Le Chirat Blanc culmine à 1 146 mètres
d’altitude. (Un Chirat est un amas de pierres plus ou moins éboulé).
On y distingue une enceinte ovale mesurant environ 250 mètres de long
sur 120 mètres de large. Sur le côté ouest-sud-ouest, cette
enceinte est naturelle et constituée par un flanc à-pic de 12 mètres
de haut. Partout ailleurs elle est construite par la main de l’homme :
il s’agit des restes d’un mur de deux mètres d’épaisseur,
fait de pierres sèches. Le seul élément de datation, très
approximatif, entre les époques néolithique et gauloise, soit vers – 800
environ, réside dans l’existence sur la face est de deux voies d’accès
abordant l’enceinte par une rampe raide, encaissée entre deux murs.
Ces deux chemins obligeaient tout assaillant à présenter le côté droit
vulnérable, la lance étant tenue par la main droite et le bouclier
protecteur de la main gauche.
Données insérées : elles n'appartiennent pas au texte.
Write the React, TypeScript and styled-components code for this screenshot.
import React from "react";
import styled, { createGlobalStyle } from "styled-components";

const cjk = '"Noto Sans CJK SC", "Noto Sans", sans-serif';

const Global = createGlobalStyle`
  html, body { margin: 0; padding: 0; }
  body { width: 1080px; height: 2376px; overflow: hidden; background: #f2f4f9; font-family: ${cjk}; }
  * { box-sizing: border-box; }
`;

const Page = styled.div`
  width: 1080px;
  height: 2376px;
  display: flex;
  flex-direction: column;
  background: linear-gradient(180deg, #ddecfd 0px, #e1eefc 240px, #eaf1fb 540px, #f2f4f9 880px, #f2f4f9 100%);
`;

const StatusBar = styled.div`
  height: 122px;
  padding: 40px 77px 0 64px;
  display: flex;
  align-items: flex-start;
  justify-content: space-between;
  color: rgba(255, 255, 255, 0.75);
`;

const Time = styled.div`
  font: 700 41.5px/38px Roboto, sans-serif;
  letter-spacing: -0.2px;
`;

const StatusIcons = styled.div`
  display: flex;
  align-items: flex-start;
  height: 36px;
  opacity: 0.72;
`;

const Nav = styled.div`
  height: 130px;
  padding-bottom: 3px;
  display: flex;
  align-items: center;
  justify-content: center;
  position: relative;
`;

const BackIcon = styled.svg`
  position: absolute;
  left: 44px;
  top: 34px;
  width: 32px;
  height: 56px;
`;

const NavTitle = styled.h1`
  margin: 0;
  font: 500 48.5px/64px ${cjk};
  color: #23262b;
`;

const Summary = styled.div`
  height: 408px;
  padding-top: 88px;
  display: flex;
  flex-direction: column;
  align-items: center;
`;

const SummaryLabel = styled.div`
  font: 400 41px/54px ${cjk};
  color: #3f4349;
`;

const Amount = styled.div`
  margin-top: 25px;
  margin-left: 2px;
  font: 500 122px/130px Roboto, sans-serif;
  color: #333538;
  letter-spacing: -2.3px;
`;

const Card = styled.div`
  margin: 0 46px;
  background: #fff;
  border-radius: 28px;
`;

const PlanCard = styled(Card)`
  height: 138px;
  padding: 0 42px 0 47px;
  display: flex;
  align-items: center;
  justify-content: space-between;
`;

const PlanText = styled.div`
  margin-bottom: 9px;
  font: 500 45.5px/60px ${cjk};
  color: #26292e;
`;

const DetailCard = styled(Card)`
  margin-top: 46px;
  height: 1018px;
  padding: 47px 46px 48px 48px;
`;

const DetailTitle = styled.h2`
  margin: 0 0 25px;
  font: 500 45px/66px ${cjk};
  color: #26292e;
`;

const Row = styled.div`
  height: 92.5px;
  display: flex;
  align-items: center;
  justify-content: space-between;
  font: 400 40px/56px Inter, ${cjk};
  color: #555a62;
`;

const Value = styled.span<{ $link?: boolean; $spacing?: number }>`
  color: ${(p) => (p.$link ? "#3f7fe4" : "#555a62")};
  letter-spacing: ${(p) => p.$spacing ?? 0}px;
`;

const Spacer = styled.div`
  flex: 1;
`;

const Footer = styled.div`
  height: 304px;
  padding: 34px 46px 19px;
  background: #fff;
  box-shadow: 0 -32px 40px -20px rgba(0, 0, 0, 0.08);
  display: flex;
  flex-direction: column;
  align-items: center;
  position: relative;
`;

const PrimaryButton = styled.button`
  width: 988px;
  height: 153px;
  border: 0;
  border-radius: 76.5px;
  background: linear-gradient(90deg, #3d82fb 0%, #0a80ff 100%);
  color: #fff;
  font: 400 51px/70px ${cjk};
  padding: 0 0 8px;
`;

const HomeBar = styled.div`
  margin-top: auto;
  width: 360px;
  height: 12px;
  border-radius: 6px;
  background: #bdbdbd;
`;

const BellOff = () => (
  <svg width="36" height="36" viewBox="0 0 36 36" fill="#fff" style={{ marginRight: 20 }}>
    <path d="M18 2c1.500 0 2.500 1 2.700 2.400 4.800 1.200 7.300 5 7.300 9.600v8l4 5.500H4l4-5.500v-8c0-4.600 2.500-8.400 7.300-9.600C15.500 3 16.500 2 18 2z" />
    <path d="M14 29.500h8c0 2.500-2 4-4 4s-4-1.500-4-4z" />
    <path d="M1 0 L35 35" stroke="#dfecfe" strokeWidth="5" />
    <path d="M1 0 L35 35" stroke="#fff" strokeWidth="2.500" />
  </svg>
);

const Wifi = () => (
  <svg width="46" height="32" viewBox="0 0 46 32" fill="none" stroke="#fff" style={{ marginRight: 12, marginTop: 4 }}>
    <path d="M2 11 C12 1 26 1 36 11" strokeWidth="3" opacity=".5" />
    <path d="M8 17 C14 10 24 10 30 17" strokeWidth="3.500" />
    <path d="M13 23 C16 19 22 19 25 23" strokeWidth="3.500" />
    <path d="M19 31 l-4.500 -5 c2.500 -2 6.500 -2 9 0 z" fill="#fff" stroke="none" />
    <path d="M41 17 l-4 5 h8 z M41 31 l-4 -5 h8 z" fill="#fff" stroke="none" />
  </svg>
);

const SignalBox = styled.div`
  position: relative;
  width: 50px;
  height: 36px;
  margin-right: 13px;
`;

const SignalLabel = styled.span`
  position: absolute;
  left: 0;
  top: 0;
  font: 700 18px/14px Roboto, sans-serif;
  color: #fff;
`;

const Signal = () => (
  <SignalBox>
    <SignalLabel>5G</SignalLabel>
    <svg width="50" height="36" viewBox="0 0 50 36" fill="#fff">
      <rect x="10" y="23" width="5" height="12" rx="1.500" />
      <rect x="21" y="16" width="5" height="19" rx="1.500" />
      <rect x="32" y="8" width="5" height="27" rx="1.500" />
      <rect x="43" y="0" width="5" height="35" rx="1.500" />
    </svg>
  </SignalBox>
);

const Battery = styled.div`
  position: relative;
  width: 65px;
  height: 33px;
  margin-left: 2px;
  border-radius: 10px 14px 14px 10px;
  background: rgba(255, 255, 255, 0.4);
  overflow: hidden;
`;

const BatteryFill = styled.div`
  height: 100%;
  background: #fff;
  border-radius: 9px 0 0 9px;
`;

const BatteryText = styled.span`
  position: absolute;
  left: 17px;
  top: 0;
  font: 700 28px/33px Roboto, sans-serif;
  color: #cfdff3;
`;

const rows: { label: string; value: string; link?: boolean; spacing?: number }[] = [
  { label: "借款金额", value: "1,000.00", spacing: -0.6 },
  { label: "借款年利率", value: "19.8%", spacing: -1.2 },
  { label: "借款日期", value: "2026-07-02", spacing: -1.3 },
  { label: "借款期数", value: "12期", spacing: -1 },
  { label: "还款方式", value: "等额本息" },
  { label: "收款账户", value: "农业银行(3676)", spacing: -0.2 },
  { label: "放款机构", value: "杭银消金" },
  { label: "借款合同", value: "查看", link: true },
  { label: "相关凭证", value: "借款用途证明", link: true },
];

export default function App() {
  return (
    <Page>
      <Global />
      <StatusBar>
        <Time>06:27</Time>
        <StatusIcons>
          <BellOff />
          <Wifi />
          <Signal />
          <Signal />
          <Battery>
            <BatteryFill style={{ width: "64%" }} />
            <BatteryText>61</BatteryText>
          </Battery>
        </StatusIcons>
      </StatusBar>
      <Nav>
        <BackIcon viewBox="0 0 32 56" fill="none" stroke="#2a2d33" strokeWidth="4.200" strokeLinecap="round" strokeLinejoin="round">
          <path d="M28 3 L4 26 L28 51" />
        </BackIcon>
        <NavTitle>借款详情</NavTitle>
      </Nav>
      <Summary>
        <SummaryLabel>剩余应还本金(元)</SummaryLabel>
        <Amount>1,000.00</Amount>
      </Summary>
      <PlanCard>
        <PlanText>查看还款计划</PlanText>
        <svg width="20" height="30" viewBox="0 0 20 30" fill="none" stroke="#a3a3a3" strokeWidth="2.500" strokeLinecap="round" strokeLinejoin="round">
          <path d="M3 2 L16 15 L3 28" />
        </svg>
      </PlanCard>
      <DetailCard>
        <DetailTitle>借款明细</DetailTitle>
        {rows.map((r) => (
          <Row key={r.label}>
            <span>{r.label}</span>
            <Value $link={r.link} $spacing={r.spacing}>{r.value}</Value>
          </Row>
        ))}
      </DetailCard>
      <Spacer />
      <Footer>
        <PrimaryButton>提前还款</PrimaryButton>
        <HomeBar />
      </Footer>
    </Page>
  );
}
À l’intérieur de l’enceinte,
on peut reconnaître des fonds de cabanes carrés ou ronds (3 à 4
mètres de diamètre).
Du château, situé à 800 m d’altitude, il ne reste que deux pans de murs. La puissante famille des Pagan s’éteindra en 1362 ayant donné Aymon Ier, fondateur du prieuré de Veyrines, un croisé en 1096 et peut-être le fondateur de l’ordre des Templiers en 1118 en la personne d’Hugues de Payns ou de Pagan, petit-fils d’Aymon Ier. Pierres et linteaux du château ont été réemployés dans le village, hélas une restauration même partielle paraît impossible.
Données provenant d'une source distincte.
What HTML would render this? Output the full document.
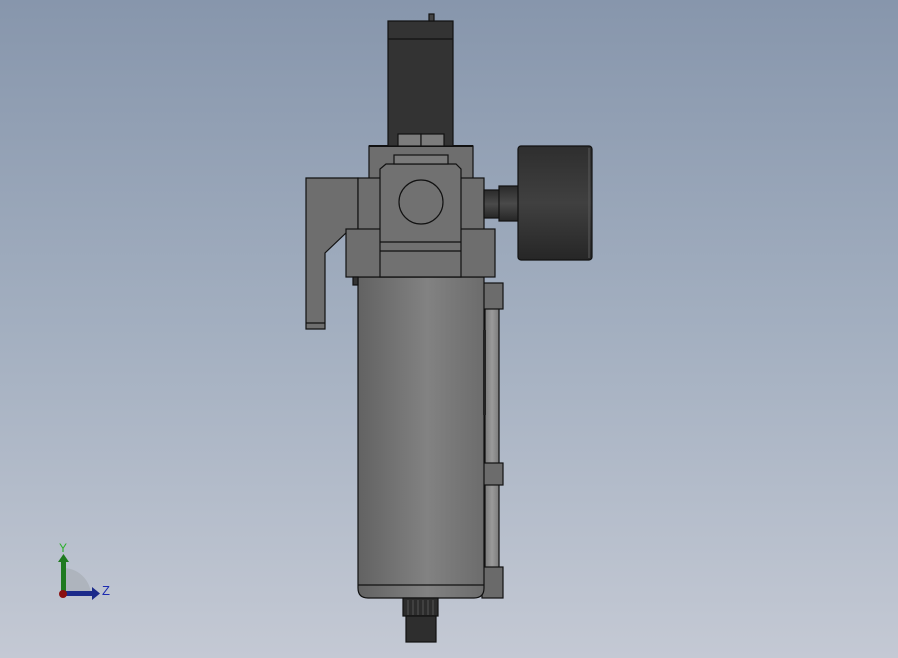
<!DOCTYPE html>
<html><head><style>
html,body{margin:0;padding:0}
body{width:898px;height:658px;overflow:hidden;background:linear-gradient(#8796ac 0%,#a3afc0 50%,#c4c9d4 100%)}
svg{position:absolute;left:0;top:0}
</style></head><body>
<svg width="898" height="658" viewBox="0 0 898 658" xmlns="http://www.w3.org/2000/svg">
<defs>
<linearGradient id="bowl" x1="0" x2="1"><stop offset="0" stop-color="#626262"/><stop offset="0.55" stop-color="#828282"/><stop offset="1" stop-color="#6c6c6c"/></linearGradient>
<linearGradient id="gauge" x1="0" y1="0" x2="0" y2="1"><stop offset="0" stop-color="#2e2e2e"/><stop offset="0.5" stop-color="#404040"/><stop offset="1" stop-color="#262626"/></linearGradient>
<linearGradient id="stem" x1="0" y1="0" x2="0" y2="1"><stop offset="0" stop-color="#2a2a2a"/><stop offset="0.5" stop-color="#4a4a4a"/><stop offset="1" stop-color="#262626"/></linearGradient>
<linearGradient id="rod" x1="0" x2="1"><stop offset="0" stop-color="#7a7a7a"/><stop offset="0.5" stop-color="#9a9a9a"/><stop offset="1" stop-color="#7c7c7c"/></linearGradient>
</defs>
<g stroke="#111" stroke-width="1.2">
<!-- right rod -->
<rect x="485" y="300" width="14" height="275" fill="url(#rod)"/>
<rect x="482" y="283" width="21" height="26" fill="#6c6c6c"/>
<rect x="482" y="463" width="21" height="22" fill="#6c6c6c"/>
<rect x="482" y="567" width="21" height="31" fill="#6a6a6a"/>
<!-- bowl -->
<path d="M358 277 H484 V588 Q484 598 474 598 H368 Q358 598 358 588 Z" fill="url(#bowl)"/>
<line x1="358" y1="585" x2="484" y2="585"/>
<rect x="483" y="330" width="3" height="85" fill="#222" stroke="none"/>
<!-- drain -->
<rect x="403" y="598" width="35" height="18" fill="#2c2c2c"/>
<g stroke="#555" stroke-width="1"><line x1="408" y1="600" x2="408" y2="615"/><line x1="413" y1="600" x2="413" y2="615"/><line x1="418" y1="600" x2="418" y2="615"/><line x1="423" y1="600" x2="423" y2="615"/><line x1="428" y1="600" x2="428" y2="615"/><line x1="433" y1="600" x2="433" y2="615"/></g>
<rect x="406" y="616" width="30" height="26" fill="#2e2e2e"/>
<!-- left bracket -->
<path d="M306 178 H358 V233 L346 233 L325 253 V329 H306 Z" fill="#6e6e6e"/>
<line x1="306" y1="323" x2="325" y2="323"/>
<!-- upper block -->
<rect x="369" y="146" width="104" height="35" fill="#6e6e6e"/>
<line x1="369" y1="146" x2="473" y2="146" stroke-width="2"/>
<!-- side blocks -->
<rect x="358" y="178" width="126" height="52" fill="#6e6e6e"/>
<!-- stem -->
<rect x="484" y="190" width="16" height="28" fill="url(#stem)"/>
<rect x="499" y="186" width="20" height="35" fill="url(#stem)"/>
<!-- gauge -->
<rect x="518" y="146" width="74" height="114" rx="3" fill="url(#gauge)"/>
<line x1="589" y1="148" x2="589" y2="258" stroke="#555"/>
<!-- lower wide block -->
<rect x="346" y="229" width="149" height="48" fill="#6e6e6e"/>
<rect x="353" y="277" width="5" height="8" fill="#333"/>
<!-- center block -->
<path d="M386 164 H456 L461 169 V277 H380 V169 Z" fill="#717171"/>
<rect x="394" y="155" width="54" height="9" fill="#7a7a7a"/>
<line x1="380" y1="242" x2="461" y2="242"/>
<line x1="380" y1="251" x2="461" y2="251"/>
<circle cx="421" cy="202" r="22" fill="#717171"/>
<!-- solenoid -->
<rect x="388" y="21" width="65" height="125" fill="#333"/>
<line x1="388" y1="39" x2="453" y2="39"/>
<rect x="429" y="14" width="5" height="7" fill="#444"/>
<rect x="398" y="134" width="23" height="12" fill="#7c7c7c"/>
<rect x="421" y="134" width="23" height="12" fill="#7c7c7c"/>
</g>
<!-- triad -->
<path d="M63 594 V568 A28 28 0 0 1 91 594 Z" fill="#aab0b8" opacity="0.8"/>
<rect x="61" y="560" width="5" height="34" fill="#1f7a1f"/>
<path d="M58 562 L63.5 554 L69 562 Z" fill="#1f7a1f"/>
<rect x="63" y="591" width="30" height="5" fill="#1b2a8a"/>
<path d="M92 587 L100 593.5 L92 600 Z" fill="#1b2a8a"/>
<circle cx="63" cy="594" r="4" fill="#8a1010"/>
<text x="59" y="552" font-family="Liberation Sans, sans-serif" font-size="12" fill="#2ab02a">Y</text>
<text x="102" y="595" font-family="Liberation Sans, sans-serif" font-size="13" fill="#1b2ab0">Z</text>
</svg>
</body></html>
L'église de Saint-Symphorien-de-Mahun
|
L’église dont l’origine remonte au
XIIe siècle dépendait du prieuré de Veyrines,
ce qui explique la grande ressemblance des deux édifices. De cette époque
il ne subsiste que l’abside semi-circulaire intérieurement, à trois
pans extérieurement, et quelques chapiteaux. Le transept, la nef,
le clocher datent du XIIIe siècle. La nef est voûtée
en plein cintre ; la croisée d'ogives qui couvre la croisée
du transept date du XIVe siècle. Peut-être a-t-elle
remplacé la coupole sur trompes habituelle.
C’est également
au XIVe siècle que s’ajoute
une chapelle gothique sur le côté sud de la nef. Aux XIXe et
XXe siècles se greffent deux appendices, la sacristie
et la chaufferie. Deux cloches sont classées, l’une date de
1649, l’autre de 1717.
La porte de l’église garde les traces de l’ouverture à coups
de hache lors des inventaires des biens de l’Église en 1906.
Pendant la Révolution, en 1794, prêtres, religieux et religieuses se réfugient sur cette commune, dont Mgr d’Aviau, archevêque de Vienne. Au lendemain du 18 brumaire 1799, l’école privée devient un embryon de petit séminaire. En 1802 Saint-Symphorien est abandonné au profit du couvent des Cordeliers à Annonay.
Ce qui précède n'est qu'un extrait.